Source data.
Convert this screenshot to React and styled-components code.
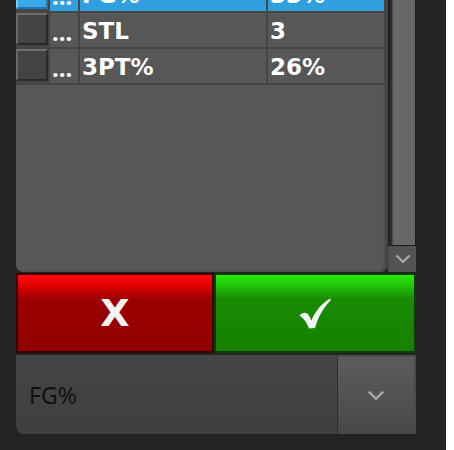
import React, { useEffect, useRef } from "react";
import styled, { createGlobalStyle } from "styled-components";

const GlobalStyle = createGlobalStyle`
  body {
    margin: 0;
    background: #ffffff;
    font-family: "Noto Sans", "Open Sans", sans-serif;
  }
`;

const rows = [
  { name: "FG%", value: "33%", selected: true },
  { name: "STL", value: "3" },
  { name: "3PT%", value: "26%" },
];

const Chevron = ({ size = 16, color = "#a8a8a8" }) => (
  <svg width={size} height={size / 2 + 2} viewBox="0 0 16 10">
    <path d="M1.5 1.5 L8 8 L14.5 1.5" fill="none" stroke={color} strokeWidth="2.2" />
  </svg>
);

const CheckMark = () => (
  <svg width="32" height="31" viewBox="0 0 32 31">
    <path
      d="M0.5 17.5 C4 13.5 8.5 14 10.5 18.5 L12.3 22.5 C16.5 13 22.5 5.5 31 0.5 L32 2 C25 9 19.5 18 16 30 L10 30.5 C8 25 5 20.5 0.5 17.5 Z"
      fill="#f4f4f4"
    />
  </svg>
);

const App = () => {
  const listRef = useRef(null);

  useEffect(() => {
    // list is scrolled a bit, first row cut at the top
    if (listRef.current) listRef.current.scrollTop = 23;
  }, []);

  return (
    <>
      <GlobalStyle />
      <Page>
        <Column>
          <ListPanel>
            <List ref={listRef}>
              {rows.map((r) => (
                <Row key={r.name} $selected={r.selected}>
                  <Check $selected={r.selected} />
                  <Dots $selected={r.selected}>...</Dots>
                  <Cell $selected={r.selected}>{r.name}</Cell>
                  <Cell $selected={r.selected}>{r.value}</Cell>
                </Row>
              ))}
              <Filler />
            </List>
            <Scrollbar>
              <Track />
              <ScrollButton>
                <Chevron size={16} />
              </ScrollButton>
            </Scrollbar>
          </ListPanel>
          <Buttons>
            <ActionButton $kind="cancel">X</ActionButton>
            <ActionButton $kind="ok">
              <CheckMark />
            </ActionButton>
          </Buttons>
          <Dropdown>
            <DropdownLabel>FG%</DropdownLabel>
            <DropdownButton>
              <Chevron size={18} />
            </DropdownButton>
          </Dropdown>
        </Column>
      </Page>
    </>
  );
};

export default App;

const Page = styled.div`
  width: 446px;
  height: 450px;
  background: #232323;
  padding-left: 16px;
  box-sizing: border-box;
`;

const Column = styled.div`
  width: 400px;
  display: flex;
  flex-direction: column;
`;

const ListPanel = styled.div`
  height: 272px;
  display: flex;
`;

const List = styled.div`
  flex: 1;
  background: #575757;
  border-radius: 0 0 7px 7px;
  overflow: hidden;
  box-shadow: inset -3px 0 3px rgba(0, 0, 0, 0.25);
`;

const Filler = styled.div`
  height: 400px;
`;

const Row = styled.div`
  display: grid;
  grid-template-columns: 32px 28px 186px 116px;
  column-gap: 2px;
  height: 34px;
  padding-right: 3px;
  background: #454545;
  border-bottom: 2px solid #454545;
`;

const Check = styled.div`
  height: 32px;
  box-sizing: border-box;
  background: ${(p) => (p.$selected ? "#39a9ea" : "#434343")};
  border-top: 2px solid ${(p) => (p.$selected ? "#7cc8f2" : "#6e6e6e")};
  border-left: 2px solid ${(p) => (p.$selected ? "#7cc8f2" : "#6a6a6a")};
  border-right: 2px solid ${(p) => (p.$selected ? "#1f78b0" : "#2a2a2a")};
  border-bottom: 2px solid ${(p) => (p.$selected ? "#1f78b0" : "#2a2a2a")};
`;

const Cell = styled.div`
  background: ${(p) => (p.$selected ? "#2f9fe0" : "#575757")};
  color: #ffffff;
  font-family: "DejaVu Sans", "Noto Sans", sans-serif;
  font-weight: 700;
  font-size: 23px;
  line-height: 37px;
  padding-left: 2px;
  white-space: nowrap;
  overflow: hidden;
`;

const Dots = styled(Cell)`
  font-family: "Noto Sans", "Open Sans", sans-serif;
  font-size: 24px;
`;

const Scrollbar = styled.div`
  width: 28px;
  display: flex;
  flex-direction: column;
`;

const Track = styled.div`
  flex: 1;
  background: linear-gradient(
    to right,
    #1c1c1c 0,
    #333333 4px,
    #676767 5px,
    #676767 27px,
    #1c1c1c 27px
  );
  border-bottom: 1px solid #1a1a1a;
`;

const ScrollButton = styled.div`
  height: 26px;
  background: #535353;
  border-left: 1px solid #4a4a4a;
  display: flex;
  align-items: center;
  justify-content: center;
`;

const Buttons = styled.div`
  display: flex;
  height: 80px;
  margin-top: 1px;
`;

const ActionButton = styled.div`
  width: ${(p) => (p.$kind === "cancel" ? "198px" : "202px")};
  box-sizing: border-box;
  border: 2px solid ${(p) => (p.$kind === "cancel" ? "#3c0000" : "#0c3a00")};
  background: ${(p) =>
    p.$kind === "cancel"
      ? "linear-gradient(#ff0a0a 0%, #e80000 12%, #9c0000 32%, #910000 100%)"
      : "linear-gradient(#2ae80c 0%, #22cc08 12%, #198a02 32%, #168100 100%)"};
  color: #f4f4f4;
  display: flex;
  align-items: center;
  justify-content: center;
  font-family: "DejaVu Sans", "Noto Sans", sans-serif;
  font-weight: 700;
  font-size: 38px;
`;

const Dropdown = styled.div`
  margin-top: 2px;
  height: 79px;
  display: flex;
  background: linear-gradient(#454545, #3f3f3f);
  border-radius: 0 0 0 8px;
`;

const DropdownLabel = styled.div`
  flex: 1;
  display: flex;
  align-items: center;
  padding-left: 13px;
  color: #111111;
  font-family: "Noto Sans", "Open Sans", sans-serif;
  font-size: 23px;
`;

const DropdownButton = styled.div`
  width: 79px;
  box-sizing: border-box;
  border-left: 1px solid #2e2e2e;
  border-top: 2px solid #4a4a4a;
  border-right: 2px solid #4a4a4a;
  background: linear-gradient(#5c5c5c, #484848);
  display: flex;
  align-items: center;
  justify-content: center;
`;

The problem. Repeat the material above in full and exactly, omitting the pictures.

Written response.
Convert this screenshot to React and styled-components code.
import React, { useEffect, useRef } from "react";
import styled, { createGlobalStyle } from "styled-components";

const GlobalStyle = createGlobalStyle`
  body {
    margin: 0;
    background: #ffffff;
    font-family: "Noto Sans", "Open Sans", sans-serif;
  }
`;

const rows = [
  { name: "FG%", value: "33%", selected: true },
  { name: "STL", value: "3" },
  { name: "3PT%", value: "26%" },
];

const Chevron = ({ size = 16, color = "#a8a8a8" }) => (
  <svg width={size} height={size / 2 + 2} viewBox="0 0 16 10">
    <path d="M1.5 1.5 L8 8 L14.5 1.5" fill="none" stroke={color} strokeWidth="2.2" />
  </svg>
);

const CheckMark = () => (
  <svg width="32" height="31" viewBox="0 0 32 31">
    <path
      d="M0.5 17.5 C4 13.5 8.5 14 10.5 18.5 L12.3 22.5 C16.5 13 22.5 5.5 31 0.5 L32 2 C25 9 19.5 18 16 30 L10 30.5 C8 25 5 20.5 0.5 17.5 Z"
      fill="#f4f4f4"
    />
  </svg>
);

const App = () => {
  const listRef = useRef(null);

  useEffect(() => {
    // list is scrolled a bit, first row cut at the top
    if (listRef.current) listRef.current.scrollTop = 23;
  }, []);

  return (
    <>
      <GlobalStyle />
      <Page>
        <Column>
          <ListPanel>
            <List ref={listRef}>
              {rows.map((r) => (
                <Row key={r.name} $selected={r.selected}>
                  <Check $selected={r.selected} />
                  <Dots $selected={r.selected}>...</Dots>
                  <Cell $selected={r.selected}>{r.name}</Cell>
                  <Cell $selected={r.selected}>{r.value}</Cell>
                </Row>
              ))}
              <Filler />
            </List>
            <Scrollbar>
              <Track />
              <ScrollButton>
                <Chevron size={16} />
              </ScrollButton>
            </Scrollbar>
          </ListPanel>
          <Buttons>
            <ActionButton $kind="cancel">X</ActionButton>
            <ActionButton $kind="ok">
              <CheckMark />
            </ActionButton>
          </Buttons>
          <Dropdown>
            <DropdownLabel>FG%</DropdownLabel>
            <DropdownButton>
              <Chevron size={18} />
            </DropdownButton>
          </Dropdown>
        </Column>
      </Page>
    </>
  );
};

export default App;

const Page = styled.div`
  width: 446px;
  height: 450px;
  background: #232323;
  padding-left: 16px;
  box-sizing: border-box;
`;

const Column = styled.div`
  width: 400px;
  display: flex;
  flex-direction: column;
`;

const ListPanel = styled.div`
  height: 272px;
  display: flex;
`;

const List = styled.div`
  flex: 1;
  background: #575757;
  border-radius: 0 0 7px 7px;
  overflow: hidden;
  box-shadow: inset -3px 0 3px rgba(0, 0, 0, 0.25);
`;

const Filler = styled.div`
  height: 400px;
`;

const Row = styled.div`
  display: grid;
  grid-template-columns: 32px 28px 186px 116px;
  column-gap: 2px;
  height: 34px;
  padding-right: 3px;
  background: #454545;
  border-bottom: 2px solid #454545;
`;

const Check = styled.div`
  height: 32px;
  box-sizing: border-box;
  background: ${(p) => (p.$selected ? "#39a9ea" : "#434343")};
  border-top: 2px solid ${(p) => (p.$selected ? "#7cc8f2" : "#6e6e6e")};
  border-left: 2px solid ${(p) => (p.$selected ? "#7cc8f2" : "#6a6a6a")};
  border-right: 2px solid ${(p) => (p.$selected ? "#1f78b0" : "#2a2a2a")};
  border-bottom: 2px solid ${(p) => (p.$selected ? "#1f78b0" : "#2a2a2a")};
`;

const Cell = styled.div`
  background: ${(p) => (p.$selected ? "#2f9fe0" : "#575757")};
  color: #ffffff;
  font-family: "DejaVu Sans", "Noto Sans", sans-serif;
  font-weight: 700;
  font-size: 23px;
  line-height: 37px;
  padding-left: 2px;
  white-space: nowrap;
  overflow: hidden;
`;

const Dots = styled(Cell)`
  font-family: "Noto Sans", "Open Sans", sans-serif;
  font-size: 24px;
`;

const Scrollbar = styled.div`
  width: 28px;
  display: flex;
  flex-direction: column;
`;

const Track = styled.div`
  flex: 1;
  background: linear-gradient(
    to right,
    #1c1c1c 0,
    #333333 4px,
    #676767 5px,
    #676767 27px,
    #1c1c1c 27px
  );
  border-bottom: 1px solid #1a1a1a;
`;

const ScrollButton = styled.div`
  height: 26px;
  background: #535353;
  border-left: 1px solid #4a4a4a;
  display: flex;
  align-items: center;
  justify-content: center;
`;

const Buttons = styled.div`
  display: flex;
  height: 80px;
  margin-top: 1px;
`;

const ActionButton = styled.div`
  width: ${(p) => (p.$kind === "cancel" ? "198px" : "202px")};
  box-sizing: border-box;
  border: 2px solid ${(p) => (p.$kind === "cancel" ? "#3c0000" : "#0c3a00")};
  background: ${(p) =>
    p.$kind === "cancel"
      ? "linear-gradient(#ff0a0a 0%, #e80000 12%, #9c0000 32%, #910000 100%)"
      : "linear-gradient(#2ae80c 0%, #22cc08 12%, #198a02 32%, #168100 100%)"};
  color: #f4f4f4;
  display: flex;
  align-items: center;
  justify-content: center;
  font-family: "DejaVu Sans", "Noto Sans", sans-serif;
  font-weight: 700;
  font-size: 38px;
`;

const Dropdown = styled.div`
  margin-top: 2px;
  height: 79px;
  display: flex;
  background: linear-gradient(#454545, #3f3f3f);
  border-radius: 0 0 0 8px;
`;

const DropdownLabel = styled.div`
  flex: 1;
  display: flex;
  align-items: center;
  padding-left: 13px;
  color: #111111;
  font-family: "Noto Sans", "Open Sans", sans-serif;
  font-size: 23px;
`;

const DropdownButton = styled.div`
  width: 79px;
  box-sizing: border-box;
  border-left: 1px solid #2e2e2e;
  border-top: 2px solid #4a4a4a;
  border-right: 2px solid #4a4a4a;
  background: linear-gradient(#5c5c5c, #484848);
  display: flex;
  align-items: center;
  justify-content: center;
`;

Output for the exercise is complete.